[START]

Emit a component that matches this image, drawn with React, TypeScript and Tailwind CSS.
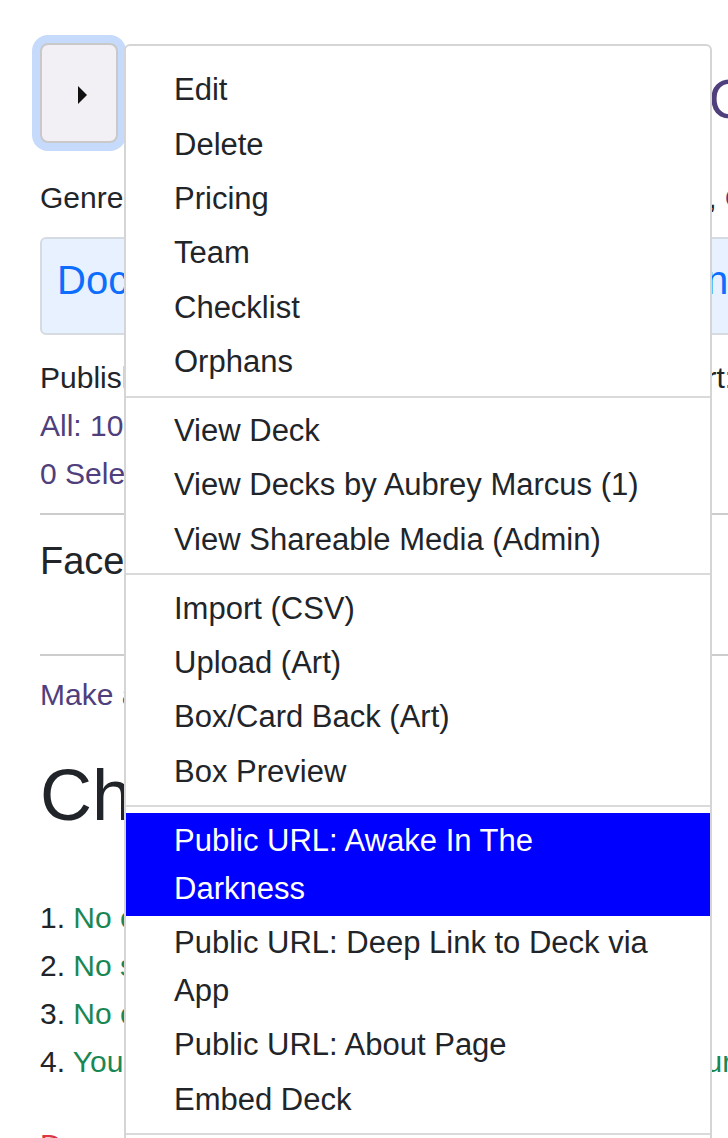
import React from 'react';

type MenuEntry = { label: string; active?: boolean } | 'divider';

const menu: MenuEntry[] = [
  { label: 'Edit' },
  { label: 'Delete' },
  { label: 'Pricing' },
  { label: 'Team' },
  { label: 'Checklist' },
  { label: 'Orphans' },
  'divider',
  { label: 'View Deck' },
  { label: 'View Decks by Aubrey Marcus (1)' },
  { label: 'View Shareable Media (Admin)' },
  'divider',
  { label: 'Import (CSV)' },
  { label: 'Upload (Art)' },
  { label: 'Box/Card Back (Art)' },
  { label: 'Box Preview' },
  'divider',
  { label: 'Public URL: Awake In The Darkness', active: true },
  { label: 'Public URL: Deep Link to Deck via App' },
  { label: 'Public URL: About Page' },
  { label: 'Embed Deck' },
  'divider',
  { label: 'Export (PDF)' },
  { label: 'Print Order' },
];

const DeckMenu = () => (
  <div className="absolute left-[124px] top-[44px] w-[588px] rounded-[6px] border-2 border-[#d5d5d5] bg-white pt-[17px] pb-[16px]">
    {menu.map((item, i) =>
      item === 'divider' ? (
        <div key={i} className="my-[6.25px] h-0 border-t-2 border-[#dadada]" />
      ) : (
        <a
          key={i}
          className={
            item.active
              ? 'block bg-[#0000ff] py-[3.2px] pl-[48px] pr-[49px] text-[31px] leading-[48px] text-white'
              : 'block py-[3.2px] pl-[48px] pr-[49px] text-[31px] leading-[48px] text-[#212529]'
          }
        >
          {item.label}
        </a>
      )
    )}
  </div>
);

const checklist = [
  'No empty cards found.',
  'No spelling errors found.',
  'No cards missing art.',
  'You have not uploaded a card back image to your deck.',
];

export default function App() {
  return (
    <div className="relative h-[1138px] w-[728px] overflow-hidden bg-white font-['Liberation_Sans',Arial,sans-serif] text-[#212529]">
      <div className="pl-[40px]">
        <div className="flex pt-[43px]">
          <button className="flex h-[100px] w-[78px] shrink-0 items-center justify-center rounded-[8px] border-2 border-[#c9c9c9] bg-[#f2eff5] pl-[8px] pt-[4px] shadow-[0_0_0_8px_#c6dafc]">
            <svg width="10" height="18" viewBox="0 0 10 18">
              <polygon points="0,0 9,9 0,18" fill="#111" />
            </svg>
          </button>
          <h1 className="ml-[14px] mt-[29px] whitespace-nowrap text-[55px] leading-[55px] text-[#4f3f7c]">
            Awake in the Darkness Oracle
          </h1>
        </div>

        <div className="mt-[31px] whitespace-nowrap text-[30px] leading-[48px]">
          Genre: <span className="text-[#4f3f7c]">Spirituality</span>,{' '}
          <span className="text-[#4f3f7c]">Personal Growth</span>,{' '}
          <span className="text-[#4f3f7c]">Psychedelics</span>,{' '}
          <span className="text-[#4f3f7c]">Consciousness</span>
        </div>

        <div className="mt-[15px] flex h-[98px] w-[720px] items-center rounded-[6px] border-2 border-[#d6dbe2] bg-[#e7f1ff] pb-[12px] pl-[15px] whitespace-nowrap text-[40px] text-[#0d6efd]">
          Documents, Printer Files &amp; Instructions:
        </div>

        <div className="mt-[19px] whitespace-nowrap text-[30px] leading-[48px]">
          Published: Draft | Card Size: Tarot | Cards: 100 | Art: Ready
        </div>
        <div className="whitespace-nowrap text-[30px] leading-[48px] text-[#4f3f7c]">All: 100</div>
        <div className="whitespace-nowrap text-[30px] leading-[48px] text-[#4f3f7c]">0 Selected</div>

        <div className="mt-[15px] w-[700px] border-t-2 border-[#cccccc]" />

        <h2 className="mt-[22px] whitespace-nowrap text-[38px] font-medium leading-[48px]">Faces</h2>

        <div className="mt-[69px] w-[700px] border-t-2 border-[#cccccc]" />

        <div className="mt-[15px] whitespace-nowrap text-[30px] leading-[48px] text-[#4f3f7c]">Make a Copy</div>

        <h2 className="mt-[33px] whitespace-nowrap text-[72px] leading-[86px]">Checklist</h2>

        <ol className="mt-[56px] text-[30px] leading-[48px]">
          {checklist.map((c, i) => (
            <li key={i} className="whitespace-nowrap">
              {i + 1}. <span className="text-[#198754]">{c}</span>
            </li>
          ))}
        </ol>

        <div className="mt-[35px] whitespace-nowrap text-[30px] leading-[48px] text-[#dc3545]">Danger Zone</div>
      </div>

      <DeckMenu />
    </div>
  );
}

[END]

§ Exercise brief
Pictures are excluded; extract exactly the lines from the start of the data through the line that holds "string; active?: boolean", both ends included.

§ Reply
Emit a component that matches this image, drawn with React, TypeScript and Tailwind CSS.
import React from 'react';

type MenuEntry = { label: string; active?: boolean } | 'divider';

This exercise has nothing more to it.